━━━━━ Raw records ━━━━━

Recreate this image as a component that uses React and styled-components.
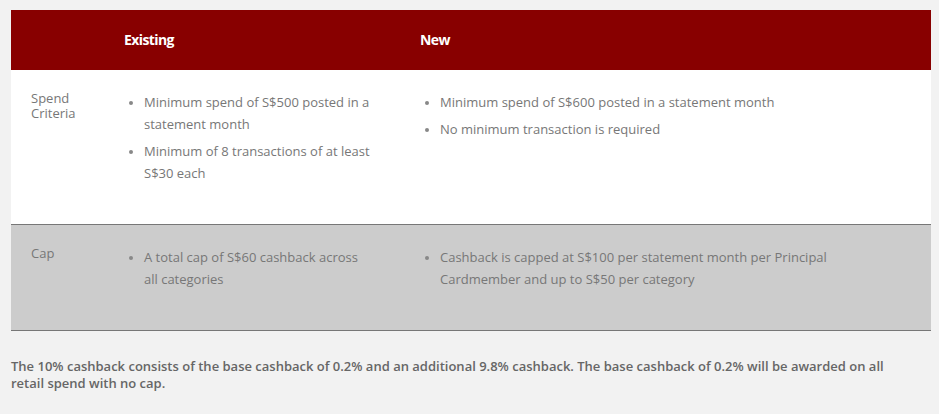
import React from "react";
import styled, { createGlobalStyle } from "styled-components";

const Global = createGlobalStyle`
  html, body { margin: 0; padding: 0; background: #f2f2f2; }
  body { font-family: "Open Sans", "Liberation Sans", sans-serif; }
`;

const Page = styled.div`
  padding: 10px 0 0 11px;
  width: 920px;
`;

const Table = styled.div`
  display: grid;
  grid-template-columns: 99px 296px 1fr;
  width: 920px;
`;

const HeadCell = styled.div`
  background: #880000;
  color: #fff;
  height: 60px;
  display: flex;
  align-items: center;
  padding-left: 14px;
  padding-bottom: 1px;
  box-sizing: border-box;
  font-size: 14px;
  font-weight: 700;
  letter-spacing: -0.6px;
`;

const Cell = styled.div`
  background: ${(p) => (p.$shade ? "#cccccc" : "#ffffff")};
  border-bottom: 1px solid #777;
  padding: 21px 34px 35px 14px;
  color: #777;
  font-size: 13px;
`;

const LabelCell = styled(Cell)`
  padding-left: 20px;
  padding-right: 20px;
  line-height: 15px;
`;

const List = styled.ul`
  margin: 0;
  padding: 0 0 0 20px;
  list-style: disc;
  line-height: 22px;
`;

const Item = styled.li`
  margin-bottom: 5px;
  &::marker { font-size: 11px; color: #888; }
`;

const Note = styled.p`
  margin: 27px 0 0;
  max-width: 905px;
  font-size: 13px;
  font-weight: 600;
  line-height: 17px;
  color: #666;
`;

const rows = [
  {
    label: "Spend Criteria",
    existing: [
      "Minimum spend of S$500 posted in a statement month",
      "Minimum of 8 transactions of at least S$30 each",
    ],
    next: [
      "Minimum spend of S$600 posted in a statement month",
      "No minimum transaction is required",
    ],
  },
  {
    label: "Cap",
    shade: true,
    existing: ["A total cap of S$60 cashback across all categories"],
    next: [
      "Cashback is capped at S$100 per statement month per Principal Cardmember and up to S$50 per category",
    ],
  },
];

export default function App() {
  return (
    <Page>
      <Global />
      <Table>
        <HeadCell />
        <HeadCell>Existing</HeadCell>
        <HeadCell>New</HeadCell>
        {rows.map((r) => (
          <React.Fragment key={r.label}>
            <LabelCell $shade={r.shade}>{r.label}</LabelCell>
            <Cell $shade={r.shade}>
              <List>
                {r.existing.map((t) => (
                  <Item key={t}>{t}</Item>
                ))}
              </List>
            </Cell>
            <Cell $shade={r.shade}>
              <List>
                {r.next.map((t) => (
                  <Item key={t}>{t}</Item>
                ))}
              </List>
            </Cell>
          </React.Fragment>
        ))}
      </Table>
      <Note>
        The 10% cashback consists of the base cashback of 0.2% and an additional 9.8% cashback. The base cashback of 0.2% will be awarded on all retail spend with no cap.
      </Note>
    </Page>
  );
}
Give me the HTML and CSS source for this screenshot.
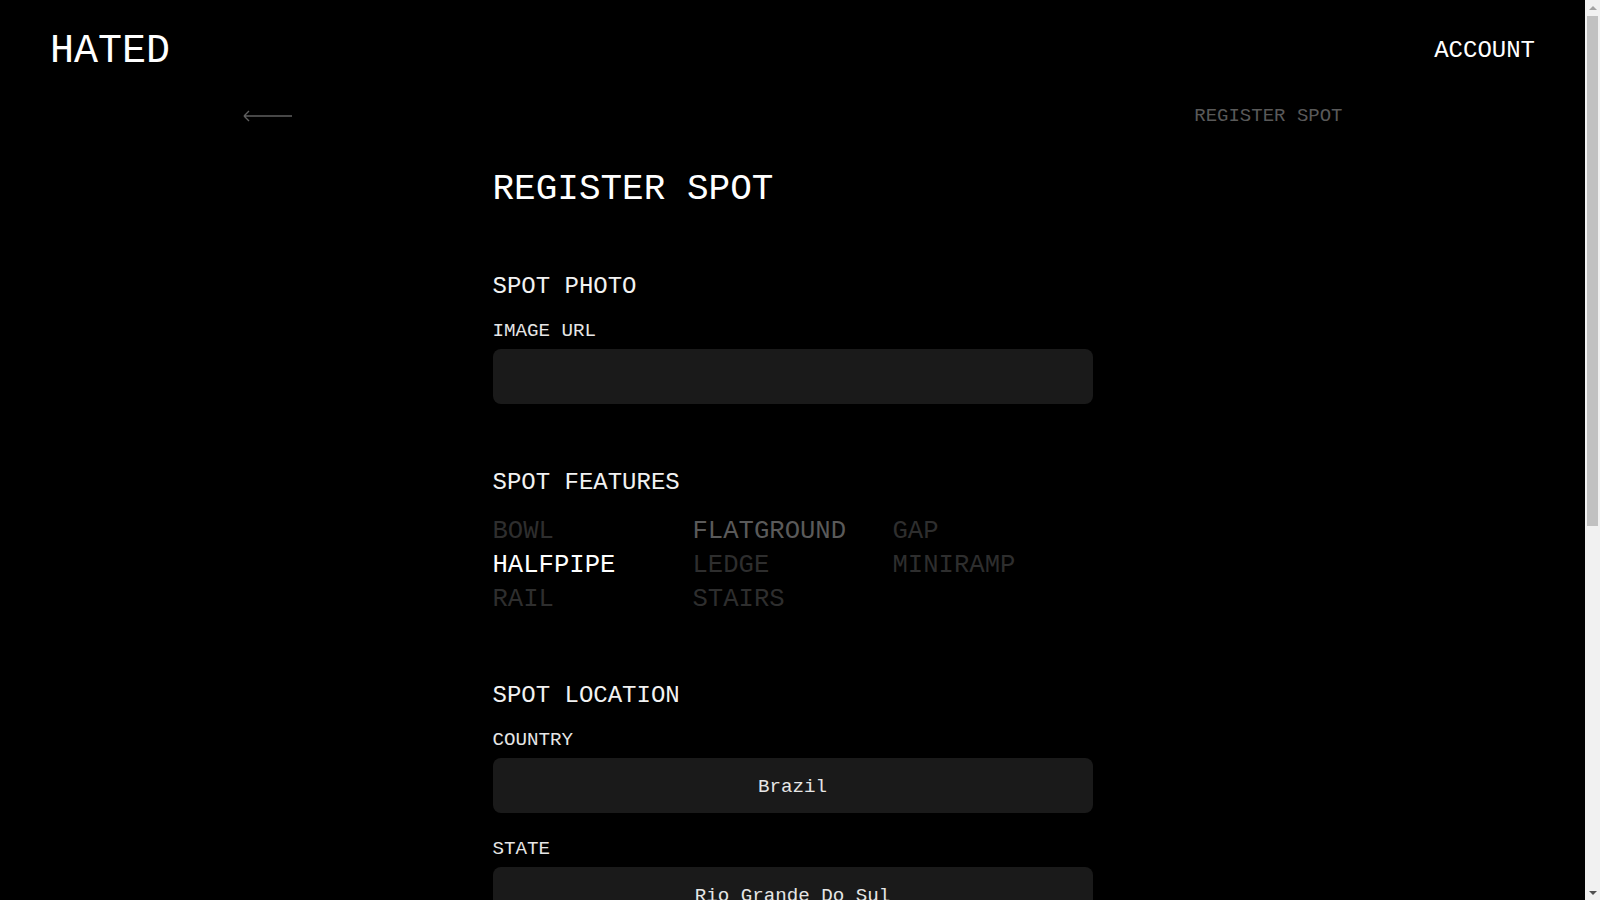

━━━━━

## Written instruction
Do not include the images; transcribe the rest of the listing exactly.

## Task solution
Recreate this image as a component that uses React and styled-components.
import React from "react";
import styled, { createGlobalStyle } from "styled-components";

const Global = createGlobalStyle`
  html, body { margin: 0; padding: 0; background: #f2f2f2; }
  body { font-family: "Open Sans", "Liberation Sans", sans-serif; }
`;

const Page = styled.div`
  padding: 10px 0 0 11px;
  width: 920px;
`;

const Table = styled.div`
  display: grid;
  grid-template-columns: 99px 296px 1fr;
  width: 920px;
`;

const HeadCell = styled.div`
  background: #880000;
  color: #fff;
  height: 60px;
  display: flex;
  align-items: center;
  padding-left: 14px;
  padding-bottom: 1px;
  box-sizing: border-box;
  font-size: 14px;
  font-weight: 700;
  letter-spacing: -0.6px;
`;

const Cell = styled.div`
  background: ${(p) => (p.$shade ? "#cccccc" : "#ffffff")};
  border-bottom: 1px solid #777;
  padding: 21px 34px 35px 14px;
  color: #777;
  font-size: 13px;
`;

const LabelCell = styled(Cell)`
  padding-left: 20px;
  padding-right: 20px;
  line-height: 15px;
`;

const List = styled.ul`
  margin: 0;
  padding: 0 0 0 20px;
  list-style: disc;
  line-height: 22px;
`;

const Item = styled.li`
  margin-bottom: 5px;
  &::marker { font-size: 11px; color: #888; }
`;

const Note = styled.p`
  margin: 27px 0 0;
  max-width: 905px;
  font-size: 13px;
  font-weight: 600;
  line-height: 17px;
  color: #666;
`;

const rows = [
  {
    label: "Spend Criteria",
    existing: [
      "Minimum spend of S$500 posted in a statement month",
      "Minimum of 8 transactions of at least S$30 each",
    ],
    next: [
      "Minimum spend of S$600 posted in a statement month",
      "No minimum transaction is required",
    ],
  },
  {
    label: "Cap",
    shade: true,
    existing: ["A total cap of S$60 cashback across all categories"],
    next: [
      "Cashback is capped at S$100 per statement month per Principal Cardmember and up to S$50 per category",
    ],
  },
];

export default function App() {
  return (
    <Page>
      <Global />
      <Table>
        <HeadCell />
        <HeadCell>Existing</HeadCell>
        <HeadCell>New</HeadCell>
        {rows.map((r) => (
          <React.Fragment key={r.label}>
            <LabelCell $shade={r.shade}>{r.label}</LabelCell>
            <Cell $shade={r.shade}>
              <List>
                {r.existing.map((t) => (
                  <Item key={t}>{t}</Item>
                ))}
              </List>
            </Cell>
            <Cell $shade={r.shade}>
              <List>
                {r.next.map((t) => (
                  <Item key={t}>{t}</Item>
                ))}
              </List>
            </Cell>
          </React.Fragment>
        ))}
      </Table>
      <Note>
        The 10% cashback consists of the base cashback of 0.2% and an additional 9.8% cashback. The base cashback of 0.2% will be awarded on all retail spend with no cap.
      </Note>
    </Page>
  );
}
Give me the HTML and CSS source for this screenshot.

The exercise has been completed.